I think some tone was lost in translation in the linked article. Andrea Cano is a trans woman and she describes in interviews how she intends this piece of work to be a commentary on her own exclusion from social “norms” as a child with a non-cis gender identity.

Cano’s collaborator on the project, Manuel Antonio Velandia, discusses in his blog that the sexual objectification of the Barbie dolls is a deliberate commentary on the objectification of trans women, and particularly on how many Latin American, African, and Asian trans women are unwilling sex workers.

There’s a lot more discussion here (in Spanish):


Helen G // Posted 5 May 2010 at 10:10 am

Thanks for the link, Louise. I’m afraid I still have my doubts, though.

Ms Cano’s intentions may be good, but her association of girls with dolls is unhelpful in that it perpetuates gender stereotyping. And Mr Velandia equating trans women – whatever their race – with being sex workers is problematic, to say the very least.

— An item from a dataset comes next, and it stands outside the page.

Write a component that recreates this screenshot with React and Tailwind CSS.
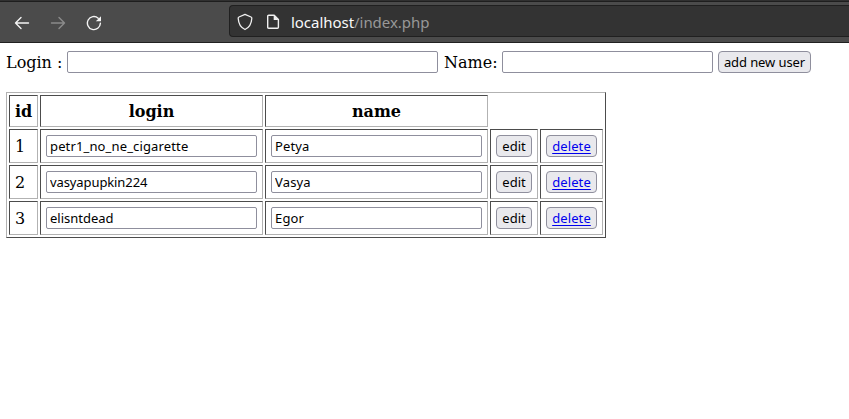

Louise // Posted 5 May 2010 at 5:29 pm

@ Helen G

I agree it’s not clear cut… but then I think we’re getting into definitions of art, and of what constitutes “good” / “bad” (or “valid” / “invalid”) artistic expression. And that’s a minefield.

As a personal expression of childhood wishes, it’s hard to argue with Cano’s choice of material – the fact that girls are stereotypically associated with dolls doesn’t negate her own experience of playing with dolls as a child.

But I think it’s easier to take issue with Velandia’s political statements – I’m not convinced the exhibition says much about the experiences of trans women in developing countries. But maybe other people do (?)

Hannah // Posted 5 May 2010 at 9:48 pm

Helen G, I’m not sure how you’re proposing art might be able to engage with stereotypes if it’s not allowed to represent them. There is a world of difference between unproblematically representing girls as dolls, and invoking the association between girls and dolls in popular consciousness so as to subversively comment on it. Thanks for drawing my attention to this though, Cano’s work is interesting. Personally, I’m pro art that produces laughter out of incongruity, at the expense of binary ideas of gender. I’ve been looking at comedy and resistance lately and it’s definitely the best tool we’ve got!